GIVEN REQUEST:
Skip the pictures and quote all of the lines exactly.
= = =
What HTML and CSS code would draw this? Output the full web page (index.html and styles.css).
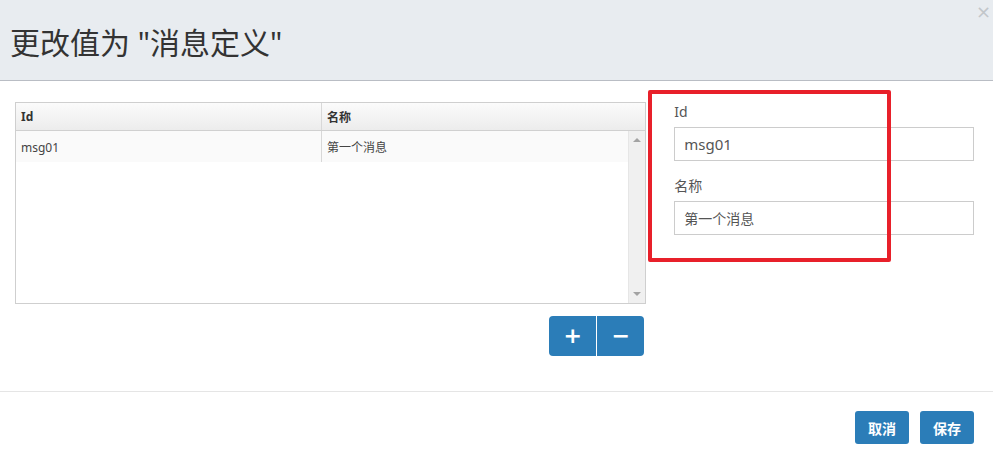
FILE: index.html
```html
<!DOCTYPE html>
<html lang="zh">
<head>
<meta charset="utf-8">
<link rel="stylesheet" href="styles.css">
</head>
<body>
<div class="modal">
  <div class="modal-header">
    <h1 class="title">更改值为 "消息定义"</h1>
    <span class="close">×</span>
  </div>
  <div class="modal-body">
    <div class="left">
      <div class="grid">
        <div class="grid-head">
          <div class="cell c1">Id</div>
          <div class="cell c2">名称</div>
        </div>
        <div class="grid-main">
          <div class="rows">
            <div class="row">
              <div class="cell c1">msg01</div>
              <div class="cell c2">第一个消息</div>
            </div>
          </div>
          <div class="scrollbar">
            <span class="arrow up"></span>
            <span class="arrow down"></span>
          </div>
        </div>
      </div>
      <div class="btn-group">
        <button class="btn-icon">+</button>
        <button class="btn-icon">−</button>
      </div>
    </div>
    <div class="right">
      <div class="field">
        <label class="label">Id</label>
        <div class="input">msg01</div>
      </div>
      <div class="field">
        <label class="label">名称</label>
        <div class="input">第一个消息</div>
      </div>
    </div>
    <div class="highlight"></div>
  </div>
  <div class="modal-footer">
    <button class="btn">取消</button>
    <button class="btn">保存</button>
  </div>
</div>
</body>
</html>
```

FILE: styles.css
```css
* { box-sizing: border-box; }
html, body { margin: 0; padding: 0; background: #fff; }
body {
  width: 993px;
  height: 455px;
  overflow: hidden;
  font-family: "Noto Sans", "Noto Sans CJK SC", sans-serif;
  color: #333;
}
.modal { position: relative; width: 993px; height: 455px; }
.modal-header {
  position: relative;
  height: 81px;
  background: #e8ecf0;
  border-bottom: 1px solid #b9bdc4;
  display: flex;
  align-items: center;
  padding: 2px 0 0 10px;
}
.title {
  margin: 0;
  font-size: 30px;
  font-weight: normal;
  color: #333;
}
.close {
  position: absolute;
  top: 0;
  right: 2px;
  font-family: "DejaVu Sans", sans-serif;
  font-size: 18px;
  line-height: 24px;
  color: #c2c6ca;
}
.modal-body {
  position: relative;
  height: 311px;
  display: flex;
  gap: 28px;
  padding: 21px 19px 0 15px;
  border-bottom: 1px solid #e5e5e5;
}
.left { width: 632px; display: flex; flex-direction: column; }
.grid {
  height: 202px;
  border: 1px solid #cfcfcf;
  display: flex;
  flex-direction: column;
  font-size: 12px;
}
.grid-head {
  height: 28px;
  display: flex;
  background: linear-gradient(#fbfbfb, #ececec);
  border-bottom: 1px solid #d0d0d0;
  font-weight: bold;
  color: #333;
}
.cell {
  display: flex;
  align-items: center;
  padding-left: 5px;
}
.c1 { width: 306px; border-right: 1px solid #d8d8d8; }
.c2 { flex: 1; }
.grid-main { flex: 1; display: flex; }
.rows { flex: 1; }
.row {
  height: 31px;
  display: flex;
  background: #fafafa;
  color: #444;
}
.row .cell { padding-top: 1px; }
.scrollbar {
  position: relative;
  width: 17px;
  background: #f0f0f0;
  border-left: 1px solid #e6e6e6;
}
.arrow {
  position: absolute;
  left: 4px;
  width: 0;
  height: 0;
  border-left: 4px solid transparent;
  border-right: 4px solid transparent;
}
.arrow.up { top: 7px; border-bottom: 4px solid #a3a3a3; }
.arrow.down { bottom: 7px; border-top: 4px solid #a3a3a3; }
.btn-group {
  align-self: flex-end;
  margin: 12px 2px 0 0;
  display: flex;
  gap: 1px;
  border-radius: 4px;
  overflow: hidden;
}
.btn-icon {
  width: 47px;
  height: 40px;
  border: 0;
  padding: 0;
  background: #2b7db8;
  color: #fff;
  font-family: "DejaVu Sans", sans-serif;
  font-size: 22px;
  font-weight: bold;
  line-height: 40px;
}
.right { width: 300px; }
.field { margin-bottom: 15px; }
.label {
  display: block;
  height: 20px;
  line-height: 20px;
  font-size: 14px;
  color: #555;
  margin-bottom: 5px;
}
.input {
  height: 34px;
  border: 1px solid #cccccc;
  padding: 0 9px;
  display: flex;
  align-items: center;
  font-size: 14px;
  color: #555;
}
.field:first-child .input { font-size: 15px; }
.highlight {
  position: absolute;
  left: 648px;
  top: 9px;
  width: 243px;
  height: 172px;
  border: 4px solid #e8202a;
  border-radius: 2px;
}
.modal-footer {
  display: flex;
  justify-content: flex-end;
  gap: 11px;
  padding: 19px 19px 0 0;
}
.btn {
  width: 54px;
  height: 33px;
  border: 0;
  border-radius: 3px;
  background: #2b7db8;
  color: #fff;
  font-family: "Noto Sans CJK SC", sans-serif;
  font-size: 14px;
  font-weight: bold;
  padding: 0;
}
```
= = =
TASK RESULT:
What HTML and CSS code would draw this? Output the full web page (index.html and styles.css).
FILE: index.html
```html
<!DOCTYPE html>
<html lang="zh">
<head>
<meta charset="utf-8">
<link rel="stylesheet" href="styles.css">
</head>
<body>
<div class="modal">
  <div class="modal-header">
    <h1 class="title">更改值为 "消息定义"</h1>
    <span class="close">×</span>
  </div>
  <div class="modal-body">
    <div class="left">
      <div class="grid">
        <div class="grid-head">
          <div class="cell c1">Id</div>
          <div class="cell c2">名称</div>
        </div>
        <div class="grid-main">
          <div class="rows">
            <div class="row">
              <div class="cell c1">msg01</div>
              <div class="cell c2">第一个消息</div>
            </div>
          </div>
          <div class="scrollbar">
            <span class="arrow up"></span>
            <span class="arrow down"></span>
          </div>
        </div>
      </div>
      <div class="btn-group">
        <button class="btn-icon">+</button>
        <button class="btn-icon">−</button>
      </div>
    </div>
    <div class="right">
      <div class="field">
        <label class="label">Id</label>
        <div class="input">msg01</div>
      </div>
      <div class="field">
        <label class="label">名称</label>
        <div class="input">第一个消息</div>
      </div>
    </div>
    <div class="highlight"></div>
  </div>
  <div class="modal-footer">
    <button class="btn">取消</button>
    <button class="btn">保存</button>
  </div>
</div>
</body>
</html>
```

FILE: styles.css
```css
* { box-sizing: border-box; }
html, body { margin: 0; padding: 0; background: #fff; }
body {
  width: 993px;
  height: 455px;
  overflow: hidden;
  font-family: "Noto Sans", "Noto Sans CJK SC", sans-serif;
  color: #333;
}
.modal { position: relative; width: 993px; height: 455px; }
.modal-header {
  position: relative;
  height: 81px;
  background: #e8ecf0;
  border-bottom: 1px solid #b9bdc4;
  display: flex;
  align-items: center;
  padding: 2px 0 0 10px;
}
.title {
  margin: 0;
  font-size: 30px;
  font-weight: normal;
  color: #333;
}
.close {
  position: absolute;
  top: 0;
  right: 2px;
  font-family: "DejaVu Sans", sans-serif;
  font-size: 18px;
  line-height: 24px;
  color: #c2c6ca;
}
.modal-body {
  position: relative;
  height: 311px;
  display: flex;
  gap: 28px;
  padding: 21px 19px 0 15px;
  border-bottom: 1px solid #e5e5e5;
}
.left { width: 632px; display: flex; flex-direction: column; }
.grid {
  height: 202px;
  border: 1px solid #cfcfcf;
  display: flex;
  flex-direction: column;
  font-size: 12px;
}
.grid-head {
  height: 28px;
  display: flex;
  background: linear-gradient(#fbfbfb, #ececec);
  border-bottom: 1px solid #d0d0d0;
  font-weight: bold;
  color: #333;
}
.cell {
  display: flex;
  align-items: center;
  padding-left: 5px;
}
.c1 { width: 306px; border-right: 1px solid #d8d8d8; }
.c2 { flex: 1; }
.grid-main { flex: 1; display: flex; }
.rows { flex: 1; }
.row {
  height: 31px;
  display: flex;
  background: #fafafa;
  color: #444;
}
.row .cell { padding-top: 1px; }
.scrollbar {
  position: relative;
  width: 17px;
  background: #f0f0f0;
  border-left: 1px solid #e6e6e6;
}
.arrow {
  position: absolute;
  left: 4px;
  width: 0;
  height: 0;
  border-left: 4px solid transparent;
  border-right: 4px solid transparent;
}
.arrow.up { top: 7px; border-bottom: 4px solid #a3a3a3; }
.arrow.down { bottom: 7px; border-top: 4px solid #a3a3a3; }
.btn-group {
  align-self: flex-end;
  margin: 12px 2px 0 0;
  display: flex;
  gap: 1px;
  border-radius: 4px;
  overflow: hidden;
}
.btn-icon {
  width: 47px;
  height: 40px;
  border: 0;
  padding: 0;
  background: #2b7db8;
  color: #fff;
  font-family: "DejaVu Sans", sans-serif;
  font-size: 22px;
  font-weight: bold;
  line-height: 40px;
}
.right { width: 300px; }
.field { margin-bottom: 15px; }
.label {
  display: block;
  height: 20px;
  line-height: 20px;
  font-size: 14px;
  color: #555;
  margin-bottom: 5px;
}
.input {
  height: 34px;
  border: 1px solid #cccccc;
  padding: 0 9px;
  display: flex;
  align-items: center;
  font-size: 14px;
  color: #555;
}
.field:first-child .input { font-size: 15px; }
.highlight {
  position: absolute;
  left: 648px;
  top: 9px;
  width: 243px;
  height: 172px;
  border: 4px solid #e8202a;
  border-radius: 2px;
}
.modal-footer {
  display: flex;
  justify-content: flex-end;
  gap: 11px;
  padding: 19px 19px 0 0;
}
.btn {
  width: 54px;
  height: 33px;
  border: 0;
  border-radius: 3px;
  background: #2b7db8;
  color: #fff;
  font-family: "Noto Sans CJK SC", sans-serif;
  font-size: 14px;
  font-weight: bold;
  padding: 0;
}
```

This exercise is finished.